■ What the task requires: Copy out the lines that have "React" in them.

-----

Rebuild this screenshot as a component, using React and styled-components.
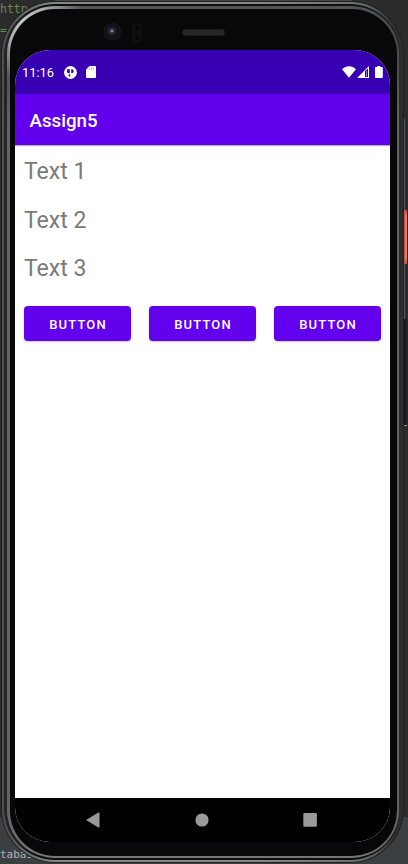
import React from "react";
import styled, { createGlobalStyle } from "styled-components";

const GlobalStyle = createGlobalStyle`
  * { box-sizing: border-box; }
  body { margin: 0; background: #2b2b2b; overflow: hidden; }
`;

const Desktop = styled.div`
  display: grid;
  width: 408px;
  height: 864px;
  overflow: hidden;
  background:
    linear-gradient(#454646, #454646) 55px 0 / 297px 2px no-repeat,
    linear-gradient(#2b2b2b 0 817px, #3c3f41 817px);
  font-family: Roboto, sans-serif;
`;

const Editor = styled.div`
  grid-area: 1 / 1;
  display: flex;
  flex-direction: column;
  padding: 2px 0;
  font: 11.5px/14px "DejaVu Sans Mono", monospace;
  color: #6a8759;
`;

const CodeLine = styled.span`
  margin-bottom: 7px;
`;

const PanelTab = styled.span`
  margin-top: auto;
  font-size: 11px;
  line-height: 14px;
  color: #b0b3b5;
`;

const Emulator = styled.div`
  grid-area: 1 / 1;
  display: flex;
  padding: 1px 0 0 1px;
`;

const Shell = styled.div`
  display: flex;
  flex: none;
  width: 403px;
  height: 862px;
  padding: 1px;
  border-radius: 54px;
  background: #202122;
`;

const OuterEdge = styled.div`
  display: flex;
  flex: 1;
  padding: 2px;
  border-radius: 53px;
  background: linear-gradient(90deg, #4c4e4f 0, #858787 12% 65%, #6c6e6e 90%, #2c2e30 98%);
`;

const Groove = styled.div`
  display: flex;
  flex: 1;
  padding: 2px 2px 2px 3px;
  border-radius: 51px;
  background: linear-gradient(90deg, #252627, #0d0e0f 10% 90%, #2a2c2e);
`;

const Rim = styled.div`
  display: flex;
  flex: 1;
  padding: 3px 2px 2px 3px;
  border-radius: 48px;
  background:
    radial-gradient(circle at 15px 13px, #c5c6c3 0, #aaaba8 24px, transparent 62px),
    linear-gradient(#555354 0, #464748 40px, #626465 120px, #626465 800px, #777);
`;

const Glass = styled.div`
  flex: 1;
  padding: 0 7px 14px 5px;
  border-radius: 45px;
  background: #08080a;
`;

const Hardware = styled.div`
  display: flex;
  align-items: flex-start;
  height: 41px;
  padding: 14px 0 0 88px;
`;

const Camera = styled.div`
  width: 19px;
  height: 19px;
  border-radius: 50%;
  background: radial-gradient(circle at 47% 42%, #85868f 0 1px, #24252f 2px, #1f2334 4px, #101012 5px, #161617 8px, #0c0c0d 10px);
`;

const Sensor = styled.div`
  width: 10px;
  height: 20px;
  margin-left: 10px;
  border-radius: 5px;
  background:
    radial-gradient(circle at 50% 5px, #070708 2px, #111112 3px, transparent 4px),
    radial-gradient(circle at 50% 15px, #070708 2px, #111112 3px, transparent 4px),
    #0f0f10;
`;

const Speaker = styled.div`
  width: 43px;
  height: 7px;
  margin: 6px 0 0 40px;
  border-radius: 3px;
  border: 1px solid #1b1b1c;
  background: #272727;
`;

const SideKeys = styled.div`
  flex: 1;
  display: flex;
  flex-direction: column;
  padding-top: 118px;
`;

const Key = styled.div`
  width: 3px;
  height: ${(p) => p.$h}px;
  border-left: 1px solid ${(p) => p.$edge};
  background: ${(p) => p.$fill};
`;

const Screen = styled.main`
  width: 375px;
  height: 792px;
  display: flex;
  flex-direction: column;
  border-radius: 35px;
  overflow: hidden;
  background: #fff;
`;

const StatusBar = styled.div`
  height: 44.4px;
  flex: none;
  display: flex;
  align-items: center;
  padding: 0 7px;
  background: #3700b3;
  color: #fff;
`;

const Clock = styled.span`
  width: 42px;
  padding-top: 1px;
  font-size: 12.9px;
  line-height: 16px;
`;

const StatusIcons = styled.div`
  display: flex;
  align-items: center;
  gap: ${(p) => p.$gap}px;
  margin-left: ${(p) => (p.$end ? "auto" : "0")};
  svg { display: block; }
`;

const AppBar = styled.header`
  height: 50.6px;
  flex: none;
  display: flex;
  align-items: center;
  padding: 2px 14.5px 0;
  background: #6200ee;
  color: #fff;
  font-size: 18.7px;
  font-weight: 500;
  box-shadow: 0 1px 1px rgba(0, 0, 0, 0.3);
`;

const Content = styled.section`
  flex: 1;
  padding: 9px 9px 0;
`;

const Label = styled.div`
  height: 48.7px;
  padding-top: 4px;
  font-size: 23px;
  line-height: 27px;
  color: #7a7a7a;
`;

const ButtonRow = styled.div`
  display: flex;
  justify-content: space-between;
  padding-top: 6px;
`;

const Button = styled.button`
  width: 107px;
  height: 35px;
  padding: 2px 0 0 1px;
  border: 0;
  border-radius: 4px;
  background: #6200ee;
  color: #fff;
  font: 500 13px/16px Roboto, sans-serif;
  letter-spacing: 1.15px;
  box-shadow: 0 1px 2px rgba(0, 0, 0, 0.22);
`;

const NavBar = styled.nav`
  height: 44px;
  flex: none;
  display: flex;
  align-items: center;
  justify-content: space-between;
  padding: 0 73px 0 71px;
  background: #000;
  svg { display: block; }
`;

export default function App() {
  return (
    <>
      <GlobalStyle />
      <Desktop>
        <Editor>
          <CodeLine>http</CodeLine>
          <CodeLine>=</CodeLine>
          <PanelTab>tabas</PanelTab>
        </Editor>
        <Emulator>
          <Shell>
            <OuterEdge>
              <Groove>
                <Rim>
                  <Glass>
                    <Hardware>
                      <Camera />
                      <Sensor />
                      <Speaker />
                    </Hardware>
                    <Screen>
                      <StatusBar>
                        <Clock>11:16</Clock>
                        <StatusIcons $gap={9}>
                          <svg width="13" height="13" viewBox="0 0 13 13">
                            <circle cx="6.5" cy="6.5" r="6.4" fill="#fff" />
                            <path d="M3 3.2h2.8v4.1H4.6A1.8 1.8 0 0 1 3 5.5Z" fill="#3700b3" />
                            <path d="M7.2 3.2h.6a1.9 1.9 0 0 1 0 3.9h-.6ZM4.6 8.3h1.6v2.6L4.6 9.8Z" fill="#3700b3" />
                          </svg>
                          <svg width="10" height="12" viewBox="0 0 10 12">
                            <path fill="#fff" d="M3.5 0H9a1 1 0 0 1 1 1v10a1 1 0 0 1-1 1H1a1 1 0 0 1-1-1V3.5Z" />
                            <path stroke="#3700b3" strokeWidth=".8" opacity=".4" d="M3.5 1.5v2M5.5 1.5v2M7.5 1.5v2" />
                          </svg>
                        </StatusIcons>
                        <StatusIcons $end $gap={1}>
                          <svg width="14" height="12" viewBox="0 0 14 12">
                            <path fill="#fff" d="M0 3.2C4-.9 10-.9 14 3.2L7 11.8Z" />
                          </svg>
                          <svg width="12" height="12" viewBox="0 0 12 12">
                            <path fill="#fff" fillRule="evenodd" d="M12 0v12H0ZM8 5v6h3V2.4Z" />
                            <path fill="#fff" d="M9 5h1v6H9z" opacity=".45" />
                          </svg>
                          <svg width="13" height="12" viewBox="0 0 13 12">
                            <path fill="#fff" d="M7.2 0h3v1H12a.8.8 0 0 1 .8.8V11a1 1 0 0 1-1 1H6a1 1 0 0 1-1-1V1.8A.8.8 0 0 1 5.8 1h1.4Z" />
                          </svg>
                        </StatusIcons>
                      </StatusBar>
                      <AppBar>Assign5</AppBar>
                      <Content>
                        <Label>Text 1</Label>
                        <Label>Text 2</Label>
                        <Label>Text 3</Label>
                        <ButtonRow>
                          <Button>BUTTON</Button>
                          <Button>BUTTON</Button>
                          <Button>BUTTON</Button>
                        </ButtonRow>
                      </Content>
                      <NavBar>
                        <svg width="14" height="16" viewBox="0 0 14 16"><path fill="#999" d="M0 8 12.5.4Q13.5 0 13.5 1v14q0 1-1 .6Z" /></svg>
                        <svg width="14" height="14" viewBox="0 0 14 14"><circle cx="7" cy="7" r="6.6" fill="#999" /></svg>
                        <svg width="14" height="14" viewBox="0 0 14 14"><rect x=".3" width="13.6" height="13.8" rx="1" fill="#999" /></svg>
                      </NavBar>
                    </Screen>
                  </Glass>
                </Rim>
              </Groove>
            </OuterEdge>
          </Shell>
          <SideKeys>
            <Key $h={91} $edge="#565859" $fill="#2b2b2b" />
            <Key $h={54} $edge="#c4563f" $fill="linear-gradient(#b14e3c, #ed7861 6px 48px, #b14e3c)" />
            <Key $h={55} $edge="#565859" $fill="#2b2b2b" />
            <Key $h={106} $edge="#151617" $fill="#202122" />
            <Key $h={1} $edge="#929494" $fill="#929494" />
          </SideKeys>
        </Emulator>
      </Desktop>
    </>
  );
}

-----

■ Correct answer:
Rebuild this screenshot as a component, using React and styled-components.
import React from "react";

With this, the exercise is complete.